There were hundreds of summer camps in Maine in the ’60s. It was a seasonal gulag for middle-class white kids, ages eight to sixteen. To be shipped off to the woods by my parents for eight whole weeks was a consummation devoutly to be wished. Hiking down the road, rowing a rowboat, lying in the grass staring the sky, not a parental cloud anywhere. I spent ten summers at the one camp, two rows of cabins on a hill overlooking one of Maine’s perfect lakes; eight of those years as a camper, and two as a junior counselor.
My first summer on staff, I abruptly ended up in charge of the entire swim program due to some staff shake-up I can’t recall. Though I made a fool of myself in all land-based sporting endeavors, I was a really good swimmer with a knack for helping older kids who were ashamed about their inability to swim. I had patience and a whistle and sunglasses and I got extremely tan. I wrote my mom and asked her to send me a pair of white swim trunks, the really snug, square-cut kind. I showed off on the dock in that happy, self-conscious, “I have a whistle” way.
Counselors got one day off a week: they left camp after breakfast and were expected back at midnight. I took my days off with my three greatest friends: Phil, Ned, and Jimmy. Typically, the four of us would water ski behind Jimmy’s outboard till we could hardly stand up, then go check out a movie in Portland. Towards the end of the summer, our day off got rescheduled so that we shared the day with Phil’s brother, a senior counselor. He was an upperclassman at Amherst, breathtakingly cool and a little condescending in a way that could gratefully be interpreted as intimate. That very night he was hosting a cookout across the lake. And after water skiing, we could go.
The little, gray cottage was surrounded by cars and enchantment. R&B and barbecue smoke beckoned, pushing back the gloom of the overhanging hemlocks. In a pressed, short-sleeved madras shirt, khaki shorts, and Weejuns with no socks, I took that apprehensive step into the glamorous world of people three or four years older than me: college kids. The older counselors were drinking Schlitz from bottles or a concoction of gin and grape Kool-Aid, the camp version of a Purple Jesus. There were hamburgers and hotdogs, too, but no one paid any attention. I was offered a white enameled camping cup full of the devilish purple brew. Underneath the ‘grape’ flavor and the juniper wallop of the gin, I could taste metal from the chipped rim of the cup. The Temptations spun on the portable record player and “My Girl” insinuated itself through the fun.

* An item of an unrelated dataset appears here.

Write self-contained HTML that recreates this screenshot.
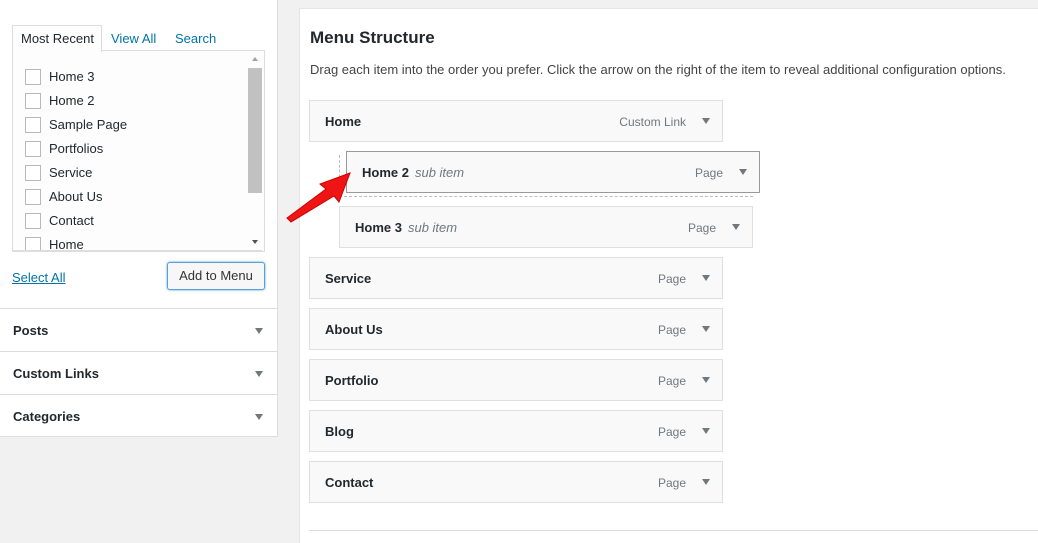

I got sunshine on a cloudy day…
I drank a second cup of the Kool-Aid and a third. I’m pretty sure I danced. I know I swayed. The party shut down at 12:30. All of us were going to be late back to camp. The moon was on the rise, huge and throwing shadows. A caravan of half-a-dozen cars crept stealthily, lights out, down the dirt road, past the infirmary and the maintenance shed and into the parking lot. I rolled down the car window, stuck my head out, and hollered at the top of my voice – Wavus Camps SUCKS! – slammed the door, and wobbled off to my cabin. The next day: no puking, no hangover. In the afternoon, the camp director pulled me aside. “Bob, in all the commotion last night, it was your voice I heard. This is a warning. Anything – Anything – happens again; you’ll have to leave.” My first drunk. I got in trouble, but nothing happened.
I felt my future billow out before me – one long summer in Maine.